Figured I’d throw a line on here just to see what happens! Been casually looking for a Ruger M77 .30-06 for awhile and want to start searching a little harder. Preferably looking for a tang safety model, but a gen 2 would be ok. 
Anyone out there want to part with one?


Sent from my iPhone using Tapatalk


----------



## dumafotch1 (Nov 8, 2010)

DM sent


----------



## nickpan (May 6, 2008)

dumafotch1 said:


> DM sent


Replied. Thanks!

Sent from my iPhone using Tapatalk


----------



## MrShane (Jul 21, 2019)

Nick,
I know where one is that may be for sale, stainless/synthetic stock. Not sure if tang safetied.
Let me know if that interests you and I will ask if he will part with it.


----------



## nickpan (May 6, 2008)

MrShane said:


> Nick,
> I know where one is that may be for sale, stainless/synthetic stock. Not sure if tang safetied.
> Let me know if that interests you and I will ask if he will part with it.
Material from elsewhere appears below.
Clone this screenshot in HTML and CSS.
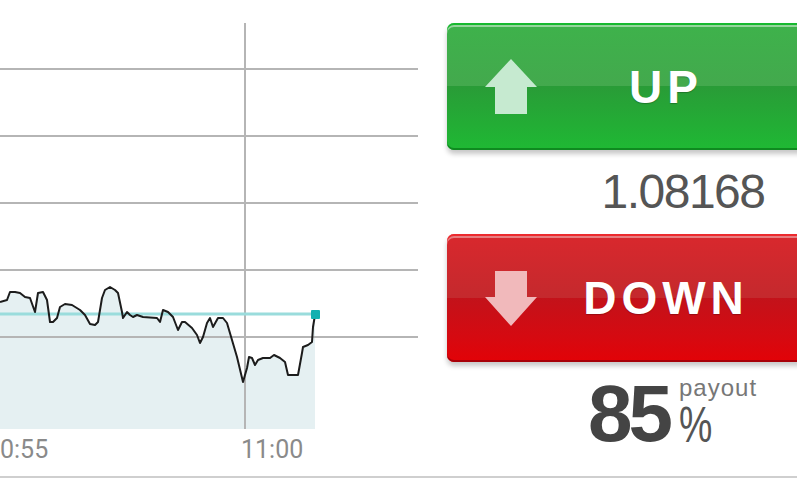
FILE: index.html
```html
<!DOCTYPE html>
<html lang="en">
<head>
  <meta charset="UTF-8">
  <meta name="viewport" content="width=device-width, initial-scale=1.0">
  <title>Trade</title>
  <link rel="stylesheet" href="styles.css">
</head>
<body>
  <div class="page">
    <div class="chart">
      <svg width="420" height="476" viewBox="0 0 420 476">
        <!-- area under price -->
        <polygon class="area" points="0,302 7,300 10,292 15,292 20,293 25,297 30,298 35,312 38,293 43,292 47,300 50,322 53,322 57,318 60,307 65,304 72,305 80,310 85,315 90,324 95,325 98,322 102,298 105,290 110,287 115,290 118,293 122,312 123,318 127,312 130,315 133,317 137,315 143,317 157,318 160,322 163,310 168,312 173,317 178,330 182,322 185,322 192,328 197,335 200,343 203,337 207,323 210,318 213,327 218,318 223,318 227,323 232,340 237,357 243,382 247,368 249,357 252,358 255,365 258,360 263,358 270,358 274,355 280,358 285,362 288,375 293,375 298,375 302,353 303,347 308,345 312,342 313,327 315,315 315,429 0,429"/>

        <!-- grid -->
        <g class="grid">
          <line x1="0" y1="69" x2="418" y2="69"/>
          <line x1="0" y1="136" x2="418" y2="136"/>
          <line x1="0" y1="203" x2="418" y2="203"/>
          <line x1="0" y1="270" x2="418" y2="270"/>
          <line x1="0" y1="337" x2="418" y2="337"/>
          <line x1="245" y1="23" x2="245" y2="429"/>
        </g>

        <!-- current level -->
        <line class="level" x1="0" y1="314" x2="318" y2="314"/>

        <polyline class="price" points="0,302 7,300 10,292 15,292 20,293 25,297 30,298 35,312 38,293 43,292 47,300 50,322 53,322 57,318 60,307 65,304 72,305 80,310 85,315 90,324 95,325 98,322 102,298 105,290 110,287 115,290 118,293 122,312 123,318 127,312 130,315 133,317 137,315 143,317 157,318 160,322 163,310 168,312 173,317 178,330 182,322 185,322 192,328 197,335 200,343 203,337 207,323 210,318 213,327 218,318 223,318 227,323 232,340 237,357 243,382 247,368 249,357 252,358 255,365 258,360 263,358 270,358 274,355 280,358 285,362 288,375 293,375 298,375 302,353 303,347 308,345 312,342 313,327 315,315"/>

        <rect class="dot" x="311" y="310" width="9" height="9" rx="1"/>

        <text class="axis" x="0" y="458">0:55</text>
        <text class="axis" x="241" y="458">11:00</text>
      </svg>
    </div>

    <div class="panel">
      <button class="trade up">
        <svg class="arrow" width="52" height="55" viewBox="0 0 52 55">
          <polygon points="26,0 52,28 42,28 42,55 10,55 10,28 0,28"/>
        </svg>
        <span class="label">UP</span>
      </button>

      <div class="rate">1.08168</div>

      <button class="trade down">
        <svg class="arrow" width="52" height="55" viewBox="0 0 52 55">
          <polygon points="10,0 42,0 42,26 52,26 26,55 0,26 10,26"/>
        </svg>
        <span class="label">DOWN</span>
      </button>

      <div class="payout">
        <span class="payout-value">85</span>
        <div class="payout-side">
          <span class="payout-title">payout</span>
          <span class="payout-percent">%</span>
        </div>
      </div>
    </div>
  </div>
</body>
</html>
```

FILE: styles.css
```css
body {
  margin: 0;
  padding: 0;
  background: #fff;
  font-family: "Liberation Sans", Arial, sans-serif;
  overflow: hidden;
}
.page {
  display: flex;
  width: 885px;
  height: 476px;
  border-bottom: 2px solid #cfcfcf;
}
.chart {
  width: 420px;
  flex-shrink: 0;
}
.chart svg {
  display: block;
  overflow: hidden;
}
.area {
  fill: #e5f0f2;
}
.grid line {
  stroke: #b5b5b5;
  stroke-width: 2;
}
.level {
  stroke: #9adcdc;
  stroke-width: 3;
}
.price {
  fill: none;
  stroke: #1c1c1c;
  stroke-width: 2;
  stroke-linejoin: round;
}
.dot {
  fill: #12b0b0;
}
.axis {
  font-family: Roboto, "Liberation Sans", sans-serif;
  font-size: 25px;
  fill: #8a8a8a;
}
.panel {
  width: 438px;
  flex-shrink: 0;
  margin-left: 27px;
  padding-top: 23px;
}
.trade {
  display: grid;
  grid-template-columns: 52px 1fr 52px;
  align-items: center;
  width: 100%;
  padding: 0 38px;
  border: none;
  border-radius: 7px;
  font-family: "Liberation Sans", Arial, sans-serif;
  cursor: pointer;
}
.trade .arrow {
  display: block;
}
.trade .label {
  text-align: center;
  color: #fff;
  font-size: 46px;
  font-weight: bold;
  letter-spacing: 5px;
  text-shadow: 0 1px 1px rgba(0, 0, 0, 0.25);
}
.up {
  height: 127px;
  background: linear-gradient(to bottom, #3eb24b 0%, #43a94d 50%, #299c37 50%, #23ad35 80%, #1fb934 100%);
  box-shadow: inset 0 2px 0 #17b82f, inset 0 4px 0 rgba(255, 255, 255, 0.45), inset 0 -2px 0 #0f8a20, 0 4px 5px rgba(0, 0, 0, 0.22);
}
.up .arrow polygon {
  fill: #c6ead0;
}
.down {
  height: 128px;
  background: linear-gradient(to bottom, #d9282d 0%, #c4292d 50%, #c3121a 50%, #d50a11 80%, #e20207 100%);
  box-shadow: inset 0 2px 0 #ec2a2e, inset 0 4px 0 rgba(255, 255, 255, 0.4), inset 0 -2px 0 #a80008, 0 4px 5px rgba(0, 0, 0, 0.22);
}
.down .arrow polygon {
  fill: #f1b9bb;
}
.rate {
  height: 84px;
  line-height: 84px;
  padding-left: 34px;
  text-align: center;
  font-size: 48px;
  letter-spacing: -1.5px;
  color: #555;
}
.payout {
  display: flex;
  align-items: flex-start;
  padding-top: 12px;
  padding-left: 141px;
  color: #444;
}
.payout-value {
  font-size: 80px;
  line-height: 80px;
  font-weight: bold;
  letter-spacing: -4px;
}
.payout-side {
  display: flex;
  flex-direction: column;
  align-items: flex-start;
  margin-left: 10px;
}
.payout-title {
  margin-top: 2px;
  font-size: 24px;
  line-height: 24px;
  letter-spacing: 1px;
  color: #777;
}
.payout-percent {
  display: inline-block;
  margin-top: 3px;
  font-size: 50px;
  line-height: 44px;
  color: #555;
  transform: scaleX(0.75);
  transform-origin: left center;
}
```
Would like a wood stock version if possible, but not totally against it.

Sent from my iPhone using Tapatalk


----------



## MrShane (Jul 21, 2019)

I will ask him tomorrow and get back with you.


----------



## MrShane (Jul 21, 2019)

Nick,
He is going to keep it and pass it to his son.
Sorry it did not work out.
Shane


----------



## nickpan (May 6, 2008)

MrShane said:


> Nick,
> He is going to keep it and pass it to his son.
> Sorry it did not work out.
> Shane


No worries thanks for asking.

Try to win one on bid on Gunbroker yesterday and it sold well over $1000!! Insane

Sent from my iPhone using Tapatalk


----------



## BPturkeys (Sep 13, 2007)

Don't know if you're interested, but Hy & Mike's in Midvale has a early (flat bolt handle) Ruger 77 but it is in .308 Win.
https://www.hyandmikesut.com/


----------



## flyfisher20 (Aug 5, 2011)

Was looking around on the old Utah Gun Exchange today and saw this:
https://utahgunexchange.com/ads/ruger-m77-for-sale-or-trade/


----------



## nickpan (May 6, 2008)

flyfisher20 said:


> Was looking around on the old Utah Gun Exchange today and saw this:
> https://utahgunexchange.com/ads/ruger-m77-for-sale-or-trade/


I did see that one. Something looks off with the stock. Either the finish is just bad or it's a composite stock

Sent from my iPhone using Tapatalk


----------



## flyfisher20 (Aug 5, 2011)

Saw this one today Ruger m77 - Utah Gun Exchange


----------